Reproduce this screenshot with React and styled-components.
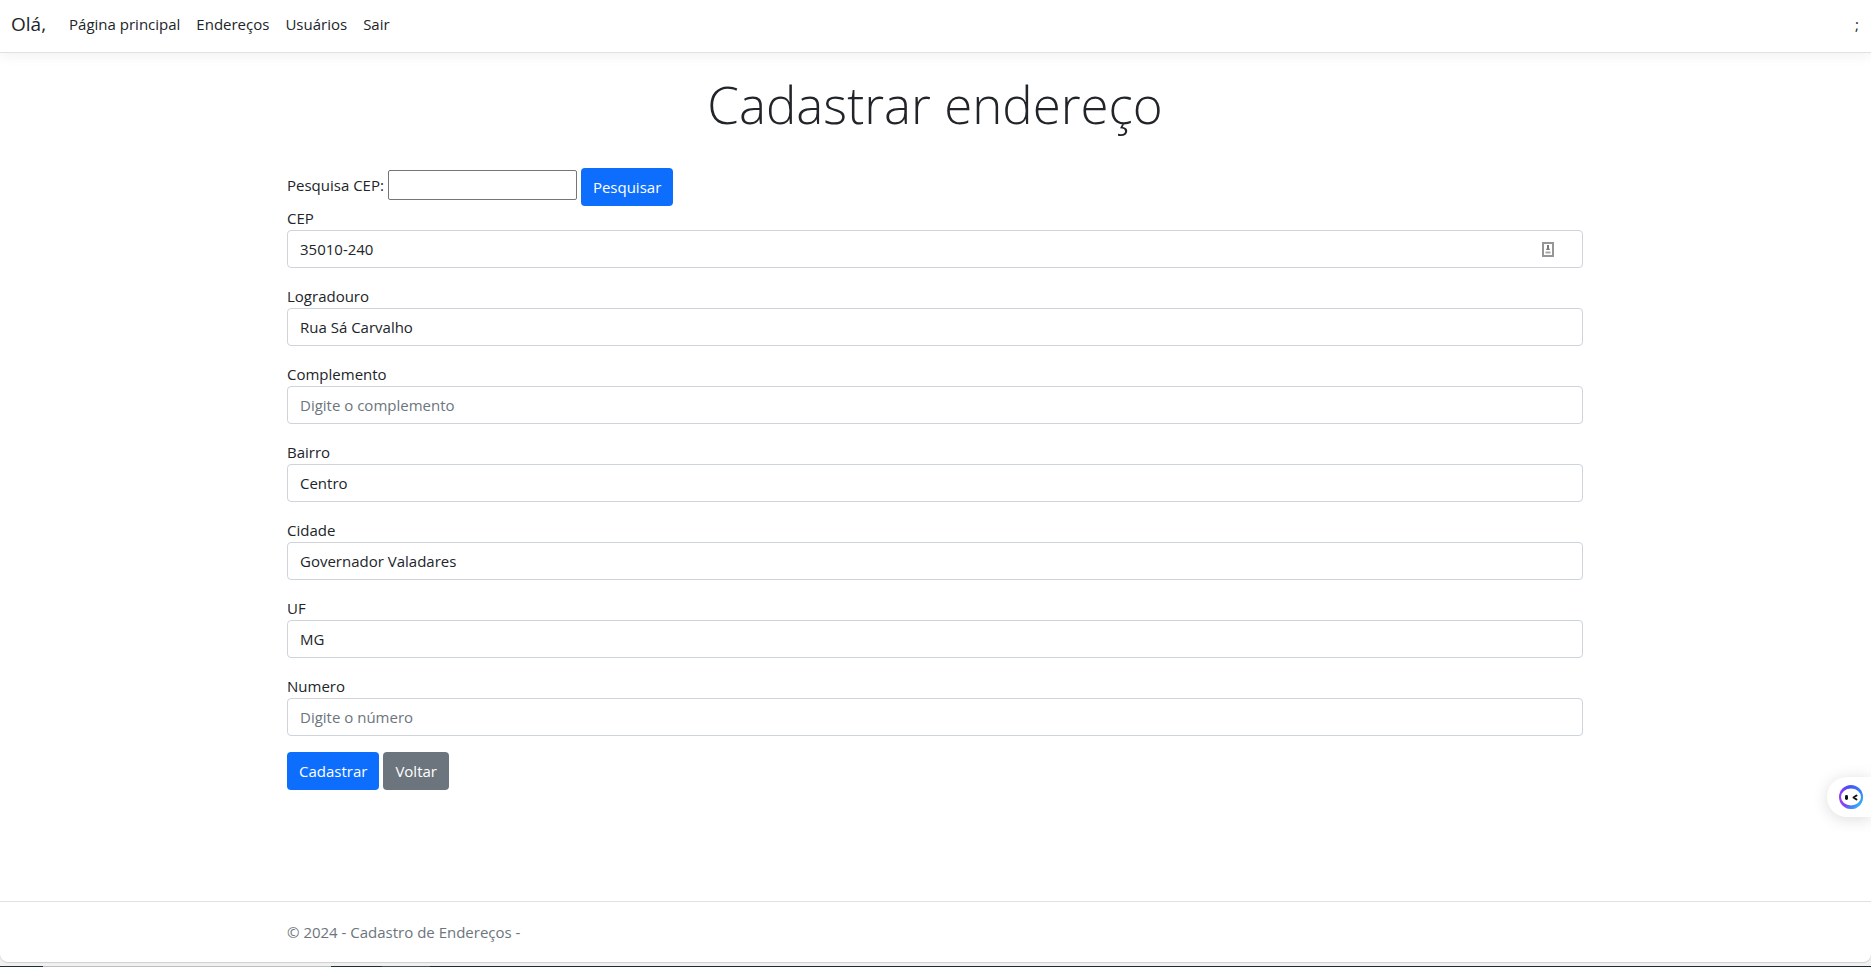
import React from "react";
import styled, { createGlobalStyle } from "styled-components";

const GlobalStyle = createGlobalStyle`
  *, *::before, *::after { box-sizing: border-box; }
  body {
    margin: 0;
    background: #f1f1f1;
    color: #212529;
    font-family: "Segoe UI", "Open Sans", "Noto Sans", sans-serif;
    font-size: 15px;
    line-height: 24px;
  }
  button, input { font: inherit; color: inherit; }
`;

const Shell = styled.div`
  min-height: 100vh;
  display: flex;
  flex-direction: column;
`;

const Page = styled.div`
  flex: 1;
  display: flex;
  flex-direction: column;
  background: #fff;
  border-radius: 0 0 8px 8px;
  box-shadow: 0 1px 1px #cfcfcf;
`;

const DesktopEdge = styled.div`
  height: 1px;
  margin-top: 4px;
  background: linear-gradient(
    to right,
    #17303a 0 43px,
    #bdbfbf 43px 331px,
    #17303a 331px 382px,
    #3f555e 382px 430px,
    #142c3c 430px
  );
`;

const Navbar = styled.header`
  display: flex;
  align-items: center;
  height: 53px;
  padding: 0 12px 4px 11px;
  border-bottom: 1px solid #dee2e6;
  box-shadow: 0 4px 12px rgba(0, 0, 0, 0.05);
`;

const Brand = styled.a`
  margin-right: 15px;
  color: #212529;
  font-size: 19px;
  line-height: 30px;
  text-decoration: none;
`;

const NavList = styled.nav`
  display: flex;
  flex: 1;
`;

const NavLink = styled.a`
  padding: 8px;
  color: #212529;
  text-decoration: none;
`;

const Container = styled.div`
  width: 100%;
  max-width: 1321px;
  margin: 0 auto;
  padding: 0 13px 0 12px;
`;

const Main = styled(Container).attrs({ as: "main" })`
  flex: 1;
  padding-top: 18px;
`;

const Title = styled.h1`
  margin: 0 0 30px;
  font-size: 51px;
  font-weight: 300;
  line-height: 67px;
  text-align: center;
`;

const SearchForm = styled.form`
  display: flex;
  gap: 4px;
`;

const SearchLabel = styled.label`
  padding-top: 5px;
`;

const SearchInput = styled.input`
  width: 189px;
  height: 30px;
  margin-top: 2px;
  padding: 1px 2px;
  border: 1px solid #767676;
  border-radius: 2px;
  background: #fff;
`;

const Button = styled.button`
  height: 38px;
  padding: 0 12px;
  border: 0;
  border-radius: 4px;
  background: ${(p) => (p.$secondary ? "#6c757d" : "#0d6efd")};
  color: #fff;
  cursor: pointer;
`;

const Field = styled.div`
  margin-bottom: 16px;
`;

const Label = styled.label`
  display: block;
`;

const Control = styled.div`
  display: flex;
  align-items: center;
  height: 38px;
  padding-right: 28px;
  border: 1px solid #ced4da;
  border-radius: 4px;
  background: #fff;
`;

const TextInput = styled.input`
  flex: 1;
  min-width: 0;
  height: 36px;
  padding: 0 12px;
  border: 0;
  outline: 0;
  background: transparent;
  &::placeholder { color: #6c757d; opacity: 1; }
`;

const Actions = styled.div`
  display: flex;
  gap: 4px;
`;

const Footer = styled.footer`
  border-top: 1px solid #dee2e6;
  color: #6c757d;
  line-height: 60px;
`;

const AssistantButton = styled.button`
  position: fixed;
  right: 0;
  bottom: 150px;
  width: 44px;
  height: 40px;
  padding: 0 0 0 12px;
  border: 0;
  border-radius: 20px 0 0 20px;
  background: #fff;
  box-shadow: 0 2px 16px rgba(0, 0, 0, 0.14);
  cursor: pointer;
  svg { display: block; }
`;

const ContactIcon = () => (
  <svg width="12" height="16" viewBox="0 0 12 16" aria-hidden="true">
    <rect x="1" y="2" width="10" height="13" fill="#fff" stroke="#969696" strokeWidth="2" />
    <path d="M6 4v3.5" stroke="#757575" strokeWidth="2" />
    <path d="M4 9l1-2h2l1 2z" fill="#777" />
    <path d="M3.5 11.5h5" stroke="#a6a6a6" strokeWidth="2" />
  </svg>
);

const AssistantIcon = () => (
  <svg width="24" height="24" viewBox="0 0 24 24" aria-hidden="true">
    <defs>
      <linearGradient id="ring" x1="0" y1="0.7" x2="1" y2="0.5">
        <stop offset="0" stopColor="#a43cf0" />
        <stop offset="0.5" stopColor="#4b4df5" />
        <stop offset="1" stopColor="#2f86f7" />
      </linearGradient>
      <linearGradient id="glow" x1="0.3" y1="0.4" x2="0.8" y2="1">
        <stop offset="0.4" stopColor="#35b8f5" stopOpacity="0" />
        <stop offset="1" stopColor="#35c4f5" />
      </linearGradient>
    </defs>
    <circle cx="12" cy="12" r="12" fill="url(#ring)" />
    <circle cx="12" cy="12" r="12" fill="url(#glow)" />
    <ellipse cx="12" cy="12" rx="10" ry="8.5" fill="#fff" />
    <rect x="6" y="10" width="3" height="5" rx="1.4" fill="#111" />
    <path d="M17.5 10.5l-3 2 3 2" fill="none" stroke="#111" strokeWidth="2" strokeLinecap="round" strokeLinejoin="round" />
  </svg>
);

const links = ["Página principal", "Endereços", "Usuários", "Sair"];

const fields = [
  { id: "cep", label: "CEP", value: "35010-240", icon: true },
  { id: "logradouro", label: "Logradouro", value: "Rua Sá Carvalho" },
  { id: "complemento", label: "Complemento", placeholder: "Digite o complemento" },
  { id: "bairro", label: "Bairro", value: "Centro" },
  { id: "cidade", label: "Cidade", value: "Governador Valadares" },
  { id: "uf", label: "UF", value: "MG" },
  { id: "numero", label: "Numero", placeholder: "Digite o número" },
];

export default function App() {
  return (
    <Shell>
      <GlobalStyle />
      <Page>
        <Navbar>
          <Brand href="#">Olá,</Brand>
          <NavList>
            {links.map((text) => (
              <NavLink key={text} href="#">{text}</NavLink>
            ))}
          </NavList>
          <span>;</span>
        </Navbar>
        <Main>
          <Title>Cadastrar endereço</Title>
          <SearchForm onSubmit={(e) => e.preventDefault()}>
            <SearchLabel htmlFor="pesquisa">Pesquisa CEP:</SearchLabel>
            <SearchInput id="pesquisa" type="text" />
            <Button type="submit">Pesquisar</Button>
          </SearchForm>
          <form onSubmit={(e) => e.preventDefault()}>
            {fields.map((f) => (
              <Field key={f.id}>
                <Label htmlFor={f.id}>{f.label}</Label>
                <Control>
                  <TextInput id={f.id} type="text" defaultValue={f.value} placeholder={f.placeholder} />
                  {f.icon && <ContactIcon />}
                </Control>
              </Field>
            ))}
            <Actions>
              <Button type="submit">Cadastrar</Button>
              <Button type="button" $secondary>Voltar</Button>
            </Actions>
          </form>
        </Main>
        <Footer>
          <Container>© 2024 - Cadastro de Endereços -</Container>
        </Footer>
      </Page>
      <DesktopEdge />
      <AssistantButton type="button" aria-label="Assistente">
        <AssistantIcon />
      </AssistantButton>
    </Shell>
  );
}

-----

- [TASK DIRECTIONS]:
From the material above, copy everything exactly but the pictures.

- [EXERCISE SOLUTION]:
Reproduce this screenshot with React and styled-components.
import React from "react";
import styled, { createGlobalStyle } from "styled-components";

const GlobalStyle = createGlobalStyle`
  *, *::before, *::after { box-sizing: border-box; }
  body {
    margin: 0;
    background: #f1f1f1;
    color: #212529;
    font-family: "Segoe UI", "Open Sans", "Noto Sans", sans-serif;
    font-size: 15px;
    line-height: 24px;
  }
  button, input { font: inherit; color: inherit; }
`;

const Shell = styled.div`
  min-height: 100vh;
  display: flex;
  flex-direction: column;
`;

const Page = styled.div`
  flex: 1;
  display: flex;
  flex-direction: column;
  background: #fff;
  border-radius: 0 0 8px 8px;
  box-shadow: 0 1px 1px #cfcfcf;
`;

const DesktopEdge = styled.div`
  height: 1px;
  margin-top: 4px;
  background: linear-gradient(
    to right,
    #17303a 0 43px,
    #bdbfbf 43px 331px,
    #17303a 331px 382px,
    #3f555e 382px 430px,
    #142c3c 430px
  );
`;

const Navbar = styled.header`
  display: flex;
  align-items: center;
  height: 53px;
  padding: 0 12px 4px 11px;
  border-bottom: 1px solid #dee2e6;
  box-shadow: 0 4px 12px rgba(0, 0, 0, 0.05);
`;

const Brand = styled.a`
  margin-right: 15px;
  color: #212529;
  font-size: 19px;
  line-height: 30px;
  text-decoration: none;
`;

const NavList = styled.nav`
  display: flex;
  flex: 1;
`;

const NavLink = styled.a`
  padding: 8px;
  color: #212529;
  text-decoration: none;
`;

const Container = styled.div`
  width: 100%;
  max-width: 1321px;
  margin: 0 auto;
  padding: 0 13px 0 12px;
`;

const Main = styled(Container).attrs({ as: "main" })`
  flex: 1;
  padding-top: 18px;
`;

const Title = styled.h1`
  margin: 0 0 30px;
  font-size: 51px;
  font-weight: 300;
  line-height: 67px;
  text-align: center;
`;

const SearchForm = styled.form`
  display: flex;
  gap: 4px;
`;

const SearchLabel = styled.label`
  padding-top: 5px;
`;

const SearchInput = styled.input`
  width: 189px;
  height: 30px;
  margin-top: 2px;
  padding: 1px 2px;
  border: 1px solid #767676;
  border-radius: 2px;
  background: #fff;
`;

const Button = styled.button`
  height: 38px;
  padding: 0 12px;
  border: 0;
  border-radius: 4px;
  background: ${(p) => (p.$secondary ? "#6c757d" : "#0d6efd")};
  color: #fff;
  cursor: pointer;
`;

const Field = styled.div`
  margin-bottom: 16px;
`;

const Label = styled.label`
  display: block;
`;

const Control = styled.div`
  display: flex;
  align-items: center;
  height: 38px;
  padding-right: 28px;
  border: 1px solid #ced4da;
  border-radius: 4px;
  background: #fff;
`;

const TextInput = styled.input`
  flex: 1;
  min-width: 0;
  height: 36px;
  padding: 0 12px;
  border: 0;
  outline: 0;
  background: transparent;
  &::placeholder { color: #6c757d; opacity: 1; }
`;

const Actions = styled.div`
  display: flex;
  gap: 4px;
`;

const Footer = styled.footer`
  border-top: 1px solid #dee2e6;
  color: #6c757d;
  line-height: 60px;
`;

const AssistantButton = styled.button`
  position: fixed;
  right: 0;
  bottom: 150px;
  width: 44px;
  height: 40px;
  padding: 0 0 0 12px;
  border: 0;
  border-radius: 20px 0 0 20px;
  background: #fff;
  box-shadow: 0 2px 16px rgba(0, 0, 0, 0.14);
  cursor: pointer;
  svg { display: block; }
`;

const ContactIcon = () => (
  <svg width="12" height="16" viewBox="0 0 12 16" aria-hidden="true">
    <rect x="1" y="2" width="10" height="13" fill="#fff" stroke="#969696" strokeWidth="2" />
    <path d="M6 4v3.5" stroke="#757575" strokeWidth="2" />
    <path d="M4 9l1-2h2l1 2z" fill="#777" />
    <path d="M3.5 11.5h5" stroke="#a6a6a6" strokeWidth="2" />
  </svg>
);

const AssistantIcon = () => (
  <svg width="24" height="24" viewBox="0 0 24 24" aria-hidden="true">
    <defs>
      <linearGradient id="ring" x1="0" y1="0.7" x2="1" y2="0.5">
        <stop offset="0" stopColor="#a43cf0" />
        <stop offset="0.5" stopColor="#4b4df5" />
        <stop offset="1" stopColor="#2f86f7" />
      </linearGradient>
      <linearGradient id="glow" x1="0.3" y1="0.4" x2="0.8" y2="1">
        <stop offset="0.4" stopColor="#35b8f5" stopOpacity="0" />
        <stop offset="1" stopColor="#35c4f5" />
      </linearGradient>
    </defs>
    <circle cx="12" cy="12" r="12" fill="url(#ring)" />
    <circle cx="12" cy="12" r="12" fill="url(#glow)" />
    <ellipse cx="12" cy="12" rx="10" ry="8.5" fill="#fff" />
    <rect x="6" y="10" width="3" height="5" rx="1.4" fill="#111" />
    <path d="M17.5 10.5l-3 2 3 2" fill="none" stroke="#111" strokeWidth="2" strokeLinecap="round" strokeLinejoin="round" />
  </svg>
);

const links = ["Página principal", "Endereços", "Usuários", "Sair"];

const fields = [
  { id: "cep", label: "CEP", value: "35010-240", icon: true },
  { id: "logradouro", label: "Logradouro", value: "Rua Sá Carvalho" },
  { id: "complemento", label: "Complemento", placeholder: "Digite o complemento" },
  { id: "bairro", label: "Bairro", value: "Centro" },
  { id: "cidade", label: "Cidade", value: "Governador Valadares" },
  { id: "uf", label: "UF", value: "MG" },
  { id: "numero", label: "Numero", placeholder: "Digite o número" },
];

export default function App() {
  return (
    <Shell>
      <GlobalStyle />
      <Page>
        <Navbar>
          <Brand href="#">Olá,</Brand>
          <NavList>
            {links.map((text) => (
              <NavLink key={text} href="#">{text}</NavLink>
            ))}
          </NavList>
          <span>;</span>
        </Navbar>
        <Main>
          <Title>Cadastrar endereço</Title>
          <SearchForm onSubmit={(e) => e.preventDefault()}>
            <SearchLabel htmlFor="pesquisa">Pesquisa CEP:</SearchLabel>
            <SearchInput id="pesquisa" type="text" />
            <Button type="submit">Pesquisar</Button>
          </SearchForm>
          <form onSubmit={(e) => e.preventDefault()}>
            {fields.map((f) => (
              <Field key={f.id}>
                <Label htmlFor={f.id}>{f.label}</Label>
                <Control>
                  <TextInput id={f.id} type="text" defaultValue={f.value} placeholder={f.placeholder} />
                  {f.icon && <ContactIcon />}
                </Control>
              </Field>
            ))}
            <Actions>
              <Button type="submit">Cadastrar</Button>
              <Button type="button" $secondary>Voltar</Button>
            </Actions>
          </form>
        </Main>
        <Footer>
          <Container>© 2024 - Cadastro de Endereços -</Container>
        </Footer>
      </Page>
      <DesktopEdge />
      <AssistantButton type="button" aria-label="Assistente">
        <AssistantIcon />
      </AssistantButton>
    </Shell>
  );
}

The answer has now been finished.